Le début du déclin britannique

L’Angleterre fut longtemps première en matière de production industrielle mais va être progressivement rattrapée par des concurrents. Vers 1880, le Royaume-Uni perd son titre de première puissance industrielle au monde au profit des USA. En 1914, elle perd aussi son titre de première puissance économique. Son rythme de croissance ralentit. Comme souvent avec les pays « early starters », ces derniers se retrouvent par la suite avec des équipements vétustes et des coûts d’adaptation importants. A l’image du coureur de fond qui commence trop vite, il s’épuise. C’est exactement le cas de l’Angleterre, pays qui décolle très tôt et qui reste fidèle aux recettes qui ont assuré sa splendeur et ne fait pas les mêmes efforts de productivité que d’autres.

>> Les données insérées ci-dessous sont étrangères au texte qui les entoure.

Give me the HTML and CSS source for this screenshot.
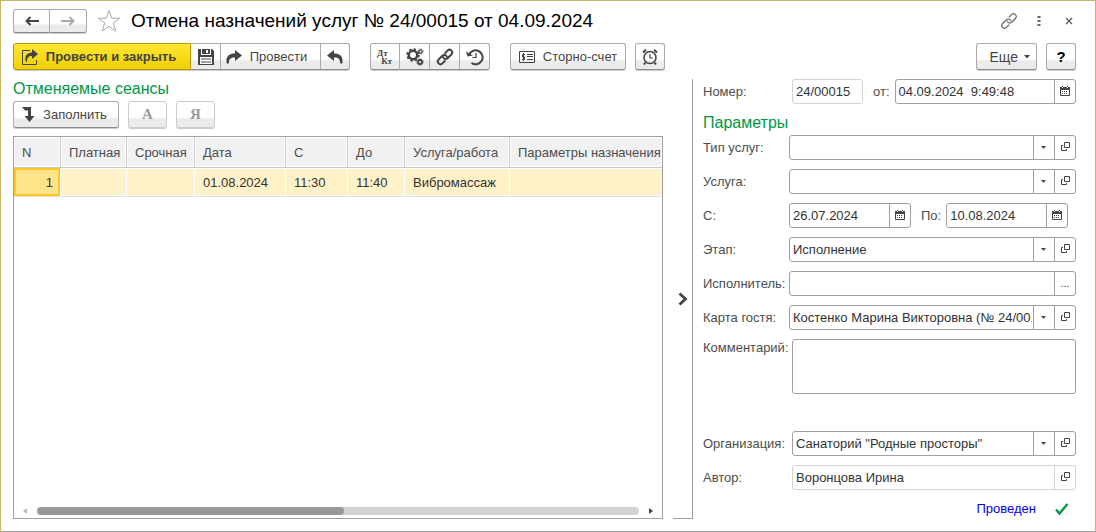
FILE: index.html
```html
<!DOCTYPE html>
<html lang="ru">
<head>
    <meta charset="UTF-8">
    <meta name="viewport" content="width=device-width, initial-scale=1.0">
    <title>Отмена назначений услуг</title>
    <link rel="stylesheet" href="styles.css">
</head>
<body>
    <svg class="sprite" aria-hidden="true">
        <symbol id="icon-open" viewBox="0 0 9 9">
            <path d="M3.500 .5h5v5h-5zM2 3.500H.5v5h5V7" fill="none" stroke="#444"/>
        </symbol>
        <symbol id="icon-calendar" viewBox="0 0 10 10">
            <path d="M.5 1.500h9v8h-9z" fill="#fff" stroke="#444"/>
            <path d="M0 1h10v3H0zM2 0h1v1H2zM7 0h1v1H7zM2 5h1v1H2zM4 5h1v1H4zM6 5h1v1H6zM2 7h1v1H2zM4 7h1v1H4zM6 7h1v1H6z" fill="#444"/>
            <path d="M2 1h1v1H2zM7 1h1v1H7z" fill="#fff"/>
        </symbol>
        <symbol id="icon-forward" viewBox="0 0 16 14">
            <path d="M9 0l7 5.500L9 11V7.500C5 7.300 3 8.500 2.800 13.500L.8 13.500C-.8 7 3 3.300 9 3.500z" fill="#444"/>
        </symbol>
        <symbol id="icon-link" viewBox="0 0 18 18">
            <g transform="rotate(-45 9 9)" fill="none" stroke-linecap="round">
                <path d="M6 11.700H2.700a2.700 2.700 0 0 1 0-5.400H8a2.700 2.700 0 0 1 2.500 3.700M12 6.300h3.300a2.700 2.700 0 0 1 0 5.400H10A2.700 2.700 0 0 1 7.500 8"/>
            </g>
        </symbol>
    </svg>

    <div class="window">
        <header class="titlebar">
            <div class="button-group nav">
                <button class="btn" aria-label="Назад">
                    <svg width="14" height="10" viewBox="0 0 14 10"><path d="M5.500 1L1.500 5l4 4M2 5h12" fill="none" stroke="#444" stroke-width="2"/></svg>
                </button>
                <button class="btn" aria-label="Вперед">
                    <svg width="14" height="10" viewBox="0 0 14 10"><path d="M8.500 1l4 4-4 4M12 5H0" fill="none" stroke="#aaa" stroke-width="2"/></svg>
                </button>
            </div>
            <button class="icon-button" aria-label="В избранное">
                <svg width="24" height="24" viewBox="0 0 24 24"><path d="M12 1.500l2.700 7.700h8L16.300 14l2.400 8L12 17.300 5.300 22l2.400-8L1.300 9.200h8z" fill="#fff" stroke="#aaa"/></svg>
            </button>
            <h1>Отмена назначений услуг № 24/00015 от 04.09.2024</h1>
            <div class="window-actions">
                <button class="icon-button" aria-label="Ссылка">
                    <svg class="link-thin" width="18" height="18"><use href="#icon-link"/></svg>
                </button>
                <button class="icon-button" aria-label="Меню">
                    <svg width="4" height="12" viewBox="0 0 4 12"><path d="M.5 1h3v2h-3zM.5 5h3v2h-3zM.5 9h3v2h-3z" fill="#666"/></svg>
                </button>
                <button class="icon-button" aria-label="Закрыть">
                    <svg width="8" height="8" viewBox="0 0 8 8"><path d="M1 1l6 6M7 1L1 7" stroke="#555" stroke-width="1.200"/></svg>
                </button>
            </div>
        </header>

        <div class="toolbar">
            <div class="button-group">
                <button class="btn primary">
                    <svg width="16" height="16" viewBox="0 0 16 16">
                        <path d="M8 1.500H.5v14h14V11" fill="none" stroke="#444"/>
                        <path d="M10 0l6 5-6 5V7C6.500 7 5 8.500 5 13H4C2 7 5 3.500 10 3.500z" fill="#444"/>
                    </svg>
                    Провести и закрыть
                </button>
                <button class="btn square" aria-label="Записать">
                    <svg width="16" height="16" viewBox="0 0 16 16">
                        <path d="M0 0h3v6h10V0h1l2 2v14H0z" fill="#444"/>
                        <path d="M4 0h8v5H4z" fill="#444"/>
                        <path d="M3 0h1v5h8V0h1v6H3zM8 1h2v3H8zM2 8h12v7H2z" fill="#fff"/>
                        <path d="M3 10h10M3 13h10" stroke="#444"/>
                    </svg>
                </button>
                <button class="btn post">
                    <svg width="16" height="14"><use href="#icon-forward"/></svg>
                    Провести
                </button>
                <button class="btn square undo" aria-label="Отмена проведения">
                    <svg class="flip" width="16" height="14"><use href="#icon-forward"/></svg>
                </button>
            </div>
            <div class="button-group">
                <button class="btn square dtkt" aria-label="Движения документа"><span>Дт</span><span>Кт</span></button>
                <button class="btn square" aria-label="Настройки">
                    <svg width="18" height="18" viewBox="0 0 18 18" fill="none" stroke="#444">
                        <circle cx="7" cy="7" r="4.200" stroke-width="2.400"/>
                        <circle cx="7" cy="7" r="5.800" stroke-width="1.800" stroke-dasharray="2.400 2.155"/>
                        <circle cx="14.500" cy="3.500" r="1.600" stroke-width="1.200"/>
                        <circle cx="14.500" cy="3.500" r="2.600" stroke-dasharray="1 1.042"/>
                        <circle cx="14" cy="14" r="2" stroke-width="1.800"/>
                        <circle cx="14" cy="14" r="3.200" stroke-dasharray="1.300 1.213"/>
                    </svg>
                </button>
                <button class="btn square" aria-label="Связанные документы">
                    <svg class="link-bold" width="18" height="18"><use href="#icon-link"/></svg>
                </button>
                <button class="btn square" aria-label="История">
                    <svg width="18" height="18" viewBox="0 0 18 18" fill="none" stroke="#444" stroke-width="2">
                        <path d="M3 7A7 7 0 1 1 5.500 15"/>
                        <path d="M0 3.500l1.500 5L7 7.500z" fill="#444" stroke="none"/>
                        <path d="M10 5v4.500H6.500" stroke-width="1.200"/>
                    </svg>
                </button>
            </div>
            <div class="toolbar-part">
                <button class="btn storno">
                    <svg width="16" height="12" viewBox="0 0 16 12">
                        <path d="M.5 .5h15v11H.5z" fill="none" stroke="#444"/>
                        <path d="M8 3.500h6M8 5.500h6M8 8.500h6" stroke="#444"/>
                        <path d="M6 3.500H3.500V6h2v2.500H3M4.500 2v8" fill="none" stroke="#444"/>
                    </svg>
                    Сторно-счет
                </button>
                <button class="btn square" aria-label="Напоминание">
                    <svg width="16" height="16" viewBox="0 0 16 16" fill="none" stroke="#444">
                        <circle cx="8" cy="8.500" r="6" stroke-width="1.600"/>
                        <path d="M8 5v4h3" stroke-width="1.200"/>
                        <path d="M1 3.500L4 .8M15 3.500L12 .8M3.500 13.500L2 15.500M12.500 13.500l1.500 2" stroke-width="2"/>
                    </svg>
                </button>
            </div>
            <div class="toolbar-part toolbar-end">
                <button class="btn more">
                    Еще
                    <svg width="6" height="4" viewBox="0 0 6 4"><path d="M0 0h6L3 3.500z" fill="#444"/></svg>
                </button>
                <button class="btn square help">?</button>
            </div>
        </div>

        <main class="content">
            <section class="sessions">
                <h2>Отменяемые сеансы</h2>
                <div class="session-tools">
                    <button class="btn fill">
                        <svg width="13" height="15" viewBox="0 0 13 15"><path d="M0 0h9v9h3.500L7.500 15 2.500 9H6V3.500H3z" fill="#444"/></svg>
                        Заполнить
                    </button>
                    <button class="btn letter" disabled>А</button>
                    <button class="btn letter" disabled>Я</button>
                </div>
                <div class="grid">
                    <table>
                        <colgroup>
                            <col class="col-n"><col class="col-paid"><col class="col-urgent"><col class="col-date">
                            <col class="col-from"><col class="col-to"><col class="col-service"><col>
                        </colgroup>
                        <thead>
                            <tr>
                                <th>N</th>
                                <th>Платная</th>
                                <th>Срочная</th>
                                <th>Дата</th>
                                <th>С</th>
                                <th>До</th>
                                <th>Услуга/работа</th>
                                <th>Параметры назначения</th>
                            </tr>
                        </thead>
                        <tbody>
                            <tr>
                                <td class="current">1</td>
                                <td></td>
                                <td></td>
                                <td>01.08.2024</td>
                                <td>11:30</td>
                                <td>11:40</td>
                                <td>Вибромассаж</td>
                                <td></td>
                            </tr>
                        </tbody>
                    </table>
                    <div class="scrollbar">
                        <svg width="4" height="6" viewBox="0 0 4 6"><path d="M4 0v6L0 3z" fill="#bbb"/></svg>
                        <div class="track"><div class="thumb"></div></div>
                        <svg width="4" height="6" viewBox="0 0 4 6"><path d="M0 0v6l4-3z" fill="#444"/></svg>
                    </div>
                </div>
            </section>

            <div class="splitter">
                <button class="icon-button" aria-label="Свернуть панель">
                    <svg width="10" height="14" viewBox="0 0 10 14"><path d="M1.500 1.500L7.500 7l-6 5.500" fill="none" stroke="#444" stroke-width="2.800"/></svg>
                </button>
            </div>

            <form class="params">
                <div class="row wide-label">
                    <label for="number">Номер:</label>
                    <div class="field readonly number"><input id="number" type="text" value="24/00015" readonly></div>
                    <label class="inline" for="doc-date">от:</label>
                    <div class="field">
                        <input id="doc-date" type="text" value="04.09.2024  9:49:48">
                        <button type="button" aria-label="Календарь"><svg width="10" height="10"><use href="#icon-calendar"/></svg></button>
                    </div>
                </div>
                <h2>Параметры</h2>
                <div class="row">
                    <label for="type">Тип услуг:</label>
                    <div class="field">
                        <select id="type"><option></option></select>
                        <button type="button" aria-label="Открыть"><svg width="9" height="9"><use href="#icon-open"/></svg></button>
                    </div>
                </div>
                <div class="row">
                    <label for="service">Услуга:</label>
                    <div class="field">
                        <select id="service"><option></option></select>
                        <button type="button" aria-label="Открыть"><svg width="9" height="9"><use href="#icon-open"/></svg></button>
                    </div>
                </div>
                <div class="row">
                    <label for="from">С:</label>
                    <div class="field date">
                        <input id="from" type="text" value="26.07.2024">
                        <button type="button" aria-label="Календарь"><svg width="10" height="10"><use href="#icon-calendar"/></svg></button>
                    </div>
                    <label class="inline" for="to">По:</label>
                    <div class="field date">
                        <input id="to" type="text" value="10.08.2024">
                        <button type="button" aria-label="Календарь"><svg width="10" height="10"><use href="#icon-calendar"/></svg></button>
                    </div>
                </div>
                <div class="row">
                    <label for="stage">Этап:</label>
                    <div class="field">
                        <select id="stage"><option>Исполнение</option></select>
                        <button type="button" aria-label="Открыть"><svg width="9" height="9"><use href="#icon-open"/></svg></button>
                    </div>
                </div>
                <div class="row">
                    <label for="performer">Исполнитель:</label>
                    <div class="field">
                        <input id="performer" type="text">
                        <button type="button" aria-label="Выбрать">...</button>
                    </div>
                </div>
                <div class="row">
                    <label for="card">Карта гостя:</label>
                    <div class="field">
                        <select id="card"><option>Костенко Марина Викторовна (№ 24/00152)</option></select>
                        <button type="button" aria-label="Открыть"><svg width="9" height="9"><use href="#icon-open"/></svg></button>
                    </div>
                </div>
                <div class="row wide-label comment">
                    <label for="comment">Комментарий:</label>
                    <textarea id="comment"></textarea>
                </div>
                <div class="row wide-label">
                    <label for="org">Организация:</label>
                    <div class="field">
                        <select id="org"><option>Санаторий "Родные просторы"</option></select>
                        <button type="button" aria-label="Открыть"><svg width="9" height="9"><use href="#icon-open"/></svg></button>
                    </div>
                </div>
                <div class="row wide-label">
                    <label for="author">Автор:</label>
                    <div class="field readonly">
                        <input id="author" type="text" value="Воронцова Ирина" readonly>
                        <button type="button" aria-label="Открыть"><svg width="9" height="9"><use href="#icon-open"/></svg></button>
                    </div>
                </div>
                <div class="status">
                    <span>Проведен</span>
                    <svg width="14" height="12" viewBox="0 0 14 12"><path d="M1 6.500l3.500 4L12.500 1" fill="none" stroke="#009646" stroke-width="2.400"/></svg>
                </div>
            </form>
        </main>
    </div>
</body>
</html>
```
FILE: styles.css
```css
:root {
    --window-border: #c8b464;
    --border: #a0a0a0;
    --border-light: #d3d3d3;
    --text: #333;
    --label: #4d4d4d;
    --green: #009646;
}

* {
    margin: 0;
    padding: 0;
    box-sizing: border-box;
}

body {
    font-family: "Liberation Sans", Arial, sans-serif;
    font-size: 13px;
    color: var(--text);
    background-color: white;
}

button,
input,
select,
textarea {
    font: inherit;
    color: inherit;
}

svg {
    flex: none;
}

.sprite {
    display: none;
}

.window {
    min-height: 100vh;
    display: flex;
    flex-direction: column;
    padding: 8px 19px 12px 12px;
    border: 1px solid var(--window-border);
    border-bottom-color: var(--border);
}

/* Title bar */
.titlebar {
    display: flex;
    align-items: center;
    height: 24px;
    margin-bottom: 10px;
}

.titlebar h1 {
    font-size: 19px;
    font-weight: normal;
    color: black;
    white-space: nowrap;
    margin-left: 10px;
}

.nav {
    height: 24px;
    margin-right: 10px;
}

.nav .btn {
    width: 37px;
}

.icon-button {
    display: flex;
    align-items: center;
    justify-content: center;
    border: none;
    background: none;
    cursor: pointer;
}

.window-actions {
    display: flex;
    align-items: center;
    gap: 15px;
    margin-left: auto;
}

.window-actions .icon-button {
    width: 15px;
}

.link-thin {
    stroke: #666;
    stroke-width: 1.2;
}

.link-bold {
    stroke: #444;
    stroke-width: 2;
}

/* Buttons */
.btn {
    display: flex;
    align-items: center;
    justify-content: center;
    gap: 8px;
    height: 27px;
    padding: 0 12px 0 6px;
    border: 1px solid #aaa;
    border-bottom-color: #8c8c8c;
    border-radius: 3px;
    background: linear-gradient(#fff 60%, #ebebeb 70%, #ebebeb);
    box-shadow: 0 1px 0 #ccc;
    color: #444;
    white-space: nowrap;
    cursor: pointer;
}

.nav .btn {
    height: 24px;
    padding: 0;
}

.square {
    width: 30px;
    padding: 0;
}

.primary {
    width: 178px;
    padding: 0 10px 0 4px;
    font-weight: bold;
    border-color: #b49b00;
    background: linear-gradient(#ffe633, #f0d000);
}

.post {
    width: 100px;
    padding: 0 12px 0 4px;
}

.undo {
    width: 29px;
}

.storno {
    width: 116px;
    padding: 0 6px;
}

.button-group {
    display: flex;
}

.button-group .btn:not(:first-child) {
    border-left: none;
    border-top-left-radius: 0;
    border-bottom-left-radius: 0;
}

.button-group .btn:not(:last-child) {
    border-top-right-radius: 0;
    border-bottom-right-radius: 0;
}

.flip {
    transform: scaleX(-1);
}

.toolbar {
    display: flex;
    gap: 20px;
    margin-bottom: 9px;
}

.toolbar-part {
    display: flex;
    gap: 9px;
}

.toolbar-end {
    margin-left: auto;
}

.dtkt {
    flex-direction: column;
    gap: 0;
    font-family: "Liberation Serif", serif;
    font-size: 9px;
    font-weight: bold;
    line-height: 8px;
}

.dtkt span:first-child {
    align-self: flex-start;
    margin-left: 6px;
}

.dtkt span:last-child {
    align-self: flex-end;
    margin-right: 7px;
}

.more {
    gap: 6px;
    padding: 0 6px 0 13px;
    font-size: 14px;
}

.help {
    font-size: 15px;
    font-weight: bold;
    color: black;
}

/* Content */
.content {
    flex: 1;
    display: grid;
    grid-template-columns: minmax(0, 650fr) 30px minmax(0, 383fr);
}

h2 {
    font-size: 16px;
    font-weight: normal;
    line-height: 20px;
    color: var(--green);
}

.sessions {
    display: flex;
    flex-direction: column;
}

.session-tools {
    display: flex;
    gap: 9px;
    margin: 2px 0 8px;
}

.fill {
    width: 106px;
    padding: 0 11px 0 8px;
}

.letter {
    width: 39px;
    padding: 0;
    font-family: "Liberation Serif", serif;
    font-size: 15px;
    font-weight: bold;
    color: #999;
    border-color: #ccc;
    cursor: default;
}

.grid {
    flex: 1;
    display: flex;
    flex-direction: column;
    border: 1px solid var(--border);
    overflow: hidden;
}

table {
    width: 100%;
    table-layout: fixed;
    border-collapse: separate;
    border-spacing: 0;
}

.col-n { width: 47px; }
.col-paid { width: 66px; }
.col-urgent { width: 68px; }
.col-date { width: 91px; }
.col-from { width: 62px; }
.col-to { width: 57px; }
.col-service { width: 105px; }

th,
td {
    padding: 0 0 0 8px;
    text-align: left;
    font-weight: normal;
    white-space: nowrap;
    overflow: hidden;
}

th {
    height: 31px;
    color: var(--label);
    background-color: #f1f1f1;
    border-right: 1px solid #c8c8c8;
    border-bottom: 1px solid #c8c8c8;
    box-shadow: inset 0 0 0 1px white;
}

td {
    height: 29px;
    background-color: #fff2c8;
    border-right: 1px solid white;
    border-bottom: 1px solid #e0e0e0;
    box-shadow: inset 0 1px 0 white, inset 0 -1px 0 white;
}

th:last-child,
td:last-child {
    border-right: none;
}

td.current {
    padding-right: 7px;
    text-align: right;
    background-color: #ffe48c;
    box-shadow: inset 0 0 0 2px #ffc81e;
}

.scrollbar {
    display: flex;
    align-items: center;
    gap: 10px;
    margin-top: auto;
    padding: 3px 9px;
}

.track {
    flex: 1;
    height: 8px;
    border-radius: 4px;
    background-color: #d3d3d3;
}

.thumb {
    width: 51%;
    height: 100%;
    border-radius: 4px;
    background-color: #999;
}

.splitter {
    display: flex;
    align-items: center;
    justify-content: flex-end;
    margin-left: 10px;
    padding-right: 4px;
    border-right: 1px solid var(--border);
    border-bottom: 1px solid var(--border);
}

/* Parameters */
.params {
    padding-left: 10px;
}

.params h2 {
    margin-bottom: 2px;
}

.row {
    display: flex;
    align-items: center;
    margin-bottom: 9px;
}

.row label {
    flex: none;
    width: 86px;
    color: var(--label);
}

.wide-label label {
    width: 89px;
}

.row label.inline {
    width: auto;
    margin: 0 5px 0 10px;
}

.field {
    flex: 1;
    min-width: 0;
    display: flex;
    height: 25px;
    border: 1px solid var(--border);
    border-radius: 3px;
    background-color: white;
}

.field.readonly,
.field.readonly button {
    border-color: var(--border-light);
}

.field.number {
    flex: none;
    width: 71px;
}

.field.date {
    flex: none;
    width: 122px;
}

.field input,
.field select {
    flex: 1;
    width: 0;
    min-width: 0;
    padding: 0 3px;
    border: none;
    outline: none;
    background-color: transparent;
    white-space: pre;
}

.field select {
    appearance: none;
    padding-right: 22px;
    background-image:
        url("data:image/svg+xml,%3Csvg xmlns='http://www.w3.org/2000/svg' width='5' height='3'%3E%3Cpath d='M0 0h5L2.500 3z' fill='%23444'/%3E%3C/svg%3E"),
        linear-gradient(var(--border), var(--border));
    background-repeat: no-repeat;
    background-position: right 8px center, right 20px top;
    background-size: 5px 3px, 1px 100%;
}

.field button {
    flex: none;
    display: flex;
    align-items: center;
    justify-content: center;
    width: 21px;
    padding-bottom: 2px;
    border: none;
    border-left: 1px solid var(--border);
    background: none;
    font-size: 11px;
    cursor: pointer;
}

.comment {
    align-items: flex-start;
    margin-bottom: 37px;
}

.comment label {
    line-height: 17px;
}

textarea {
    flex: 1;
    min-width: 0;
    height: 55px;
    padding: 3px;
    border: 1px solid var(--border);
    border-radius: 3px;
    resize: none;
}

.status {
    display: flex;
    align-items: center;
    justify-content: flex-end;
    gap: 19px;
    padding-right: 7px;
    line-height: 19px;
    color: #0000e6;
}
```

Cependant, le déclin britannique reste à nuancer. Même si ce n’est plus une puissance hégémonique, l’Angleterre garde certains atouts. Notamment, la puissance de l’Angleterre devient financière, l’essentiel des investissements à l’étranger partent d’Angleterre et la City fut la bourse principale des matières premières. De même, la marine marchande anglaise représente 1/3 du tonnage mondial. Le port de Londres reste aussi ultra-dynamique. De même, la livre-sterling reste une monnaie puissante.

Pour finir, ce déclin relatif a décalé le centre économique outre-Atlantique. En effet, dès les années 1920, les regards se détournent vers les États-Unis pour trouver une nouvelle économie-monde puisque le Royaume-Uni n’avait plus les moyens financiers, économiques et politiques d’imposer sa vision du monde. Kindleberger avance d’ailleurs que la crise de 1929 serait le fruit d’une transition ratée de l’économie-monde vers les États-Unis, qui ne réussiront à s’imposer comme telle qu’après la Seconde Guerre Mondiale.